──────── Data listing

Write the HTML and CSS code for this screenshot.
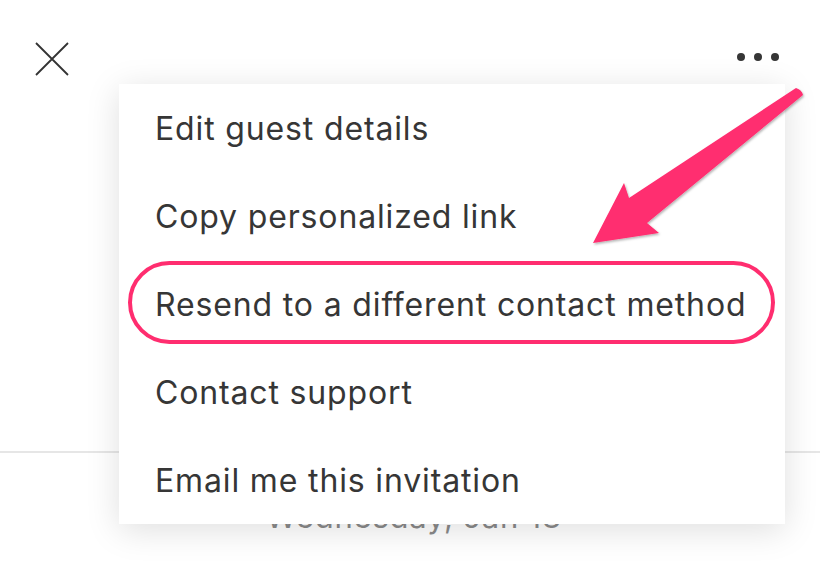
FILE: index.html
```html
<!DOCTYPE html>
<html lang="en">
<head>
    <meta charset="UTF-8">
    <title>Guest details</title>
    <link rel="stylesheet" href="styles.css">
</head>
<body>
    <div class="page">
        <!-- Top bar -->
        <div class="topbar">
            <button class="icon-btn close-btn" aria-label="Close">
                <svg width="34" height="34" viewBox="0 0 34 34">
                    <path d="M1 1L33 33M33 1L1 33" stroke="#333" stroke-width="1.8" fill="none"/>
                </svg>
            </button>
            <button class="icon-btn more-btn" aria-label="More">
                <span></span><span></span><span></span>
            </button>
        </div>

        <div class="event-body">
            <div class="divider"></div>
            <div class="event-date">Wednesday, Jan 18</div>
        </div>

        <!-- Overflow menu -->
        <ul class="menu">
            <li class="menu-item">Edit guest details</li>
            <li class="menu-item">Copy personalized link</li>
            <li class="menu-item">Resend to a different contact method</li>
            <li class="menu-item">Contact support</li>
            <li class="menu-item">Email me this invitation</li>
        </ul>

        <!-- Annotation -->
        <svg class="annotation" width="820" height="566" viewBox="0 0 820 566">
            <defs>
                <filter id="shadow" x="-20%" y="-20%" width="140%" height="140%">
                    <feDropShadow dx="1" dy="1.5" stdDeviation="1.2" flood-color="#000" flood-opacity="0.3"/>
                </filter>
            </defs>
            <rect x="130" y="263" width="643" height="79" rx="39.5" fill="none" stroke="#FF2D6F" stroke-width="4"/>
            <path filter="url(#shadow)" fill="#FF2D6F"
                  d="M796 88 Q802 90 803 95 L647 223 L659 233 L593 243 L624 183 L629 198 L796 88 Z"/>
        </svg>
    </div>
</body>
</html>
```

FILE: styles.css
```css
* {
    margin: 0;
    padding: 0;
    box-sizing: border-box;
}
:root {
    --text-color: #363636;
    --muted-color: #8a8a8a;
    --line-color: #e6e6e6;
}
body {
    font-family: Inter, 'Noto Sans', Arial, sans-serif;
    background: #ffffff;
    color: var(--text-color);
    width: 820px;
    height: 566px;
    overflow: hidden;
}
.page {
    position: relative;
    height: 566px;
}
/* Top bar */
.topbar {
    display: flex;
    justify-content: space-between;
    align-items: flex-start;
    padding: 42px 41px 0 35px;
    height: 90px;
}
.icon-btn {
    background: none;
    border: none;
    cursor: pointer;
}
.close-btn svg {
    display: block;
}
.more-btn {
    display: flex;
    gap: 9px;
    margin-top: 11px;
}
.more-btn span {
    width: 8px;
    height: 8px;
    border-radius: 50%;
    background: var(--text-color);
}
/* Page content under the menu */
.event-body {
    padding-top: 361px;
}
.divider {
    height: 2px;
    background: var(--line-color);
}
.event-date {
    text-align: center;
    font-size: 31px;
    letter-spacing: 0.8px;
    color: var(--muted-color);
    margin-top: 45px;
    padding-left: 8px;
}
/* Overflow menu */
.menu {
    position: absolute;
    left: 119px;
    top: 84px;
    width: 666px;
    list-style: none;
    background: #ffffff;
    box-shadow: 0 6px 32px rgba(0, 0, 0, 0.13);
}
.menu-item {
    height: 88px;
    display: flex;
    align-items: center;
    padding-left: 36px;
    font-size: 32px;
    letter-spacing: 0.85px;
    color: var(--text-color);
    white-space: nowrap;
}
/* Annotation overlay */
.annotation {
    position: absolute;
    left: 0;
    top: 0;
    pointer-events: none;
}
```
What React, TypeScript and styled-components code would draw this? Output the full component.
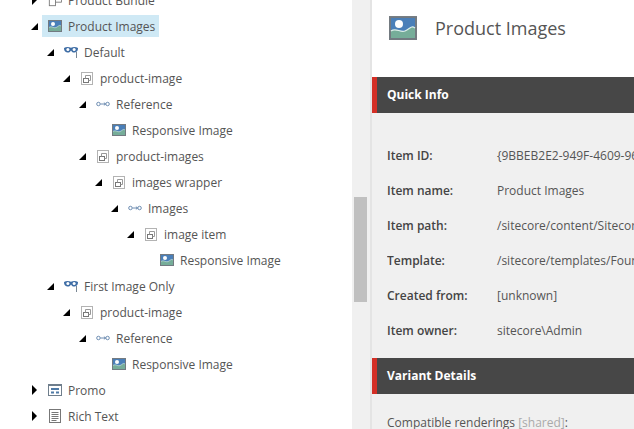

────────────────

- **Exercise brief**
Write out the listing word for word, omitting the pictures it holds.

- **Output for this task**
Write the HTML and CSS code for this screenshot.
FILE: index.html
```html
<!DOCTYPE html>
<html lang="en">
<head>
    <meta charset="UTF-8">
    <title>Guest details</title>
    <link rel="stylesheet" href="styles.css">
</head>
<body>
    <div class="page">
        <!-- Top bar -->
        <div class="topbar">
            <button class="icon-btn close-btn" aria-label="Close">
                <svg width="34" height="34" viewBox="0 0 34 34">
                    <path d="M1 1L33 33M33 1L1 33" stroke="#333" stroke-width="1.8" fill="none"/>
                </svg>
            </button>
            <button class="icon-btn more-btn" aria-label="More">
                <span></span><span></span><span></span>
            </button>
        </div>

        <div class="event-body">
            <div class="divider"></div>
            <div class="event-date">Wednesday, Jan 18</div>
        </div>

        <!-- Overflow menu -->
        <ul class="menu">
            <li class="menu-item">Edit guest details</li>
            <li class="menu-item">Copy personalized link</li>
            <li class="menu-item">Resend to a different contact method</li>
            <li class="menu-item">Contact support</li>
            <li class="menu-item">Email me this invitation</li>
        </ul>

        <!-- Annotation -->
        <svg class="annotation" width="820" height="566" viewBox="0 0 820 566">
            <defs>
                <filter id="shadow" x="-20%" y="-20%" width="140%" height="140%">
                    <feDropShadow dx="1" dy="1.5" stdDeviation="1.2" flood-color="#000" flood-opacity="0.3"/>
                </filter>
            </defs>
            <rect x="130" y="263" width="643" height="79" rx="39.5" fill="none" stroke="#FF2D6F" stroke-width="4"/>
            <path filter="url(#shadow)" fill="#FF2D6F"
                  d="M796 88 Q802 90 803 95 L647 223 L659 233 L593 243 L624 183 L629 198 L796 88 Z"/>
        </svg>
    </div>
</body>
</html>
```

FILE: styles.css
```css
* {
    margin: 0;
    padding: 0;
    box-sizing: border-box;
}
:root {
    --text-color: #363636;
    --muted-color: #8a8a8a;
    --line-color: #e6e6e6;
}
body {
    font-family: Inter, 'Noto Sans', Arial, sans-serif;
    background: #ffffff;
    color: var(--text-color);
    width: 820px;
    height: 566px;
    overflow: hidden;
}
.page {
    position: relative;
    height: 566px;
}
/* Top bar */
.topbar {
    display: flex;
    justify-content: space-between;
    align-items: flex-start;
    padding: 42px 41px 0 35px;
    height: 90px;
}
.icon-btn {
    background: none;
    border: none;
    cursor: pointer;
}
.close-btn svg {
    display: block;
}
.more-btn {
    display: flex;
    gap: 9px;
    margin-top: 11px;
}
.more-btn span {
    width: 8px;
    height: 8px;
    border-radius: 50%;
    background: var(--text-color);
}
/* Page content under the menu */
.event-body {
    padding-top: 361px;
}
.divider {
    height: 2px;
    background: var(--line-color);
}
.event-date {
    text-align: center;
    font-size: 31px;
    letter-spacing: 0.8px;
    color: var(--muted-color);
    margin-top: 45px;
    padding-left: 8px;
}
/* Overflow menu */
.menu {
    position: absolute;
    left: 119px;
    top: 84px;
    width: 666px;
    list-style: none;
    background: #ffffff;
    box-shadow: 0 6px 32px rgba(0, 0, 0, 0.13);
}
.menu-item {
    height: 88px;
    display: flex;
    align-items: center;
    padding-left: 36px;
    font-size: 32px;
    letter-spacing: 0.85px;
    color: var(--text-color);
    white-space: nowrap;
}
/* Annotation overlay */
.annotation {
    position: absolute;
    left: 0;
    top: 0;
    pointer-events: none;
}
```
What React, TypeScript and styled-components code would draw this? Output the full component.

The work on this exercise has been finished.